The law doesn’t really help with this matter and there’s little demand from consumers. If the law doesn’t change, it will be hard to encourage farmers to uses organic practices. It costs a lot so there needs to be pressure placed on the government or supermarkets by consumers. Organic seafood has a long way to go before it reaches the sort of groundswell of support that organic vegetables garner.

Farmed Fish

Bill Marinelli, chef/owner at The Oyster Bar

Bill Marinelli doesn’t serve farmed seafood in his restaurant The Oyster Bar (395 Narathiwat Ratchanakarin Soi 24, 02-212-4809. Open Tue-Sun 6-11pm; Sun noon-3pm) nor did he at his recently closed The Seafood Bar, proving that where there’s a will, there’s a way for sustainable seafood to gain a foothold.

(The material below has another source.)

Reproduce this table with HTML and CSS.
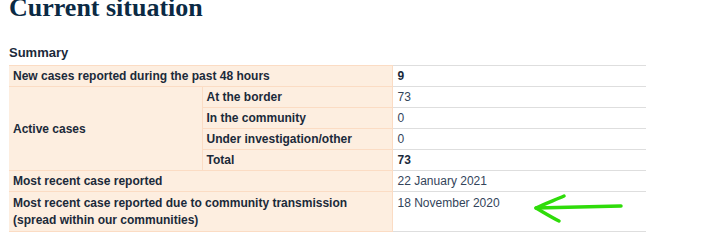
FILE: index.html
```html
<!DOCTYPE html>
<html lang="en">
<head>
<meta charset="utf-8">
<title>Current situation</title>
<link rel="stylesheet" href="styles.css">
</head>
<body>
<main class="page">
  <h1 class="title">Current situation</h1>
  <table class="summary">
    <caption class="caption">Summary</caption>
    <colgroup>
      <col class="c1"><col class="c2"><col class="c3">
    </colgroup>
    <tbody>
      <tr>
        <th colspan="2">New cases reported during the past 48 hours</th>
        <td class="strong">9</td>
      </tr>
      <tr>
        <th rowspan="4">Active cases</th>
        <th class="sub">At the border</th>
        <td>73</td>
      </tr>
      <tr>
        <th class="sub">In the community</th>
        <td>0</td>
      </tr>
      <tr>
        <th class="sub">Under investigation/other</th>
        <td>0</td>
      </tr>
      <tr>
        <th class="sub">Total</th>
        <td class="strong">73</td>
      </tr>
      <tr>
        <th colspan="2">Most recent case reported</th>
        <td>22 January 2021</td>
      </tr>
      <tr class="tall">
        <th colspan="2">Most recent case reported due to community transmission<br>(spread within our communities)</th>
        <td class="marked">18 November 2020
          <svg class="arrow" width="100" height="40" viewBox="0 0 100 40" aria-hidden="true">
            <path d="M5 16 C 30 15.5, 60 14.5, 90 14" fill="none" stroke="#2fdc0a" stroke-width="3.5" stroke-linecap="round"/>
            <path d="M33 4 C 24 8, 13 12, 5 16 C 12 20, 20 25, 28 29" fill="none" stroke="#2fdc0a" stroke-width="3.5" stroke-linecap="round" stroke-linejoin="round"/>
          </svg>
        </td>
      </tr>
    </tbody>
  </table>
</main>
</body>
</html>
```
FILE: styles.css
```css
html, body {
  margin: 0;
  padding: 0;
  background: #ffffff;
}
.page {
  padding: 0 9px;
}
.title {
  font-family: "Liberation Serif", "Times New Roman", serif;
  font-weight: bold;
  font-size: 26px;
  line-height: 28px;
  color: #0b2a44;
  margin: -6px 0 0 0;
}
.summary {
  border-collapse: collapse;
  font-family: "Liberation Sans", Arial, sans-serif;
  font-size: 12px;
  line-height: 15px;
  width: 637px;
  table-layout: fixed;
  margin-top: 23px;
}
.caption {
  caption-side: top;
  text-align: left;
  font-weight: bold;
  font-size: 13px;
  line-height: 16px;
  color: #1b2a3a;
  padding-bottom: 4px;
}
.c1 { width: 193px; }
.c2 { width: 190px; }
.c3 { width: 254px; }
.summary th {
  background: #fdeee0;
  color: #1b2a3a;
  font-weight: bold;
  text-align: left;
  padding: 3px 4px 2px 4px;
  border: 1px solid #fbdcc4;
  border-left: none;
}
.summary td {
  color: #33445a;
  padding: 3px 4px 2px 5px;
  border-top: 1px solid #dedede;
  border-bottom: 1px solid #dedede;
  border-left: 1px solid #fbdcc4;
}
.summary td.strong {
  font-weight: bold;
  color: #1b2a3a;
}
.summary .tall th,
.summary .tall td {
  line-height: 17px;
  vertical-align: top;
  padding-top: 3px;
  padding-bottom: 2px;
}
.summary .tall th {
  vertical-align: middle;
}
.summary td.marked {
  position: relative;
}
.arrow {
  position: absolute;
  left: 138px;
  top: 0;
}
```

“Most farmed fish is unsustainably grown. For example, it takes three kilos of fish to grow one kilo of farmed salmon. And it’s extremely unhealthy to eat as it’s high in polychlorinated biphenyls, much higher than the US Food and Drug Administration recommends. Farmed salmon also contains antibiotics to keep them healthy and growth hormones to make them grow quickly—we’re not sure how dangerous these are yet as data is still being collected. Due to their diet, the farmed varieties don’t contain the healthy omega-3 fatty acids that wild salmon do, either.”

What can you do?

Stop eating farmed salmon.
The salmon you see on menus everywhere, including buffets, is farmed. No one’s serving wild salmon in Bangkok due to the high prices. If consumers stop ordering salmon, hotels and restaurants will stop buying it and serve fish that is more sustainable and economical.
Ask how the fish was caught.
If the chef or waiter can’t tell you how the fish was caught—order something else.
Stop eating “snowfish.”
“Snowfish” is actually an endangered species also known as Chilean seabass or Patagonian toothfish. The snowfish served here in Thailand is caught illegally, and not regulated by the Thai FDA or the customs department.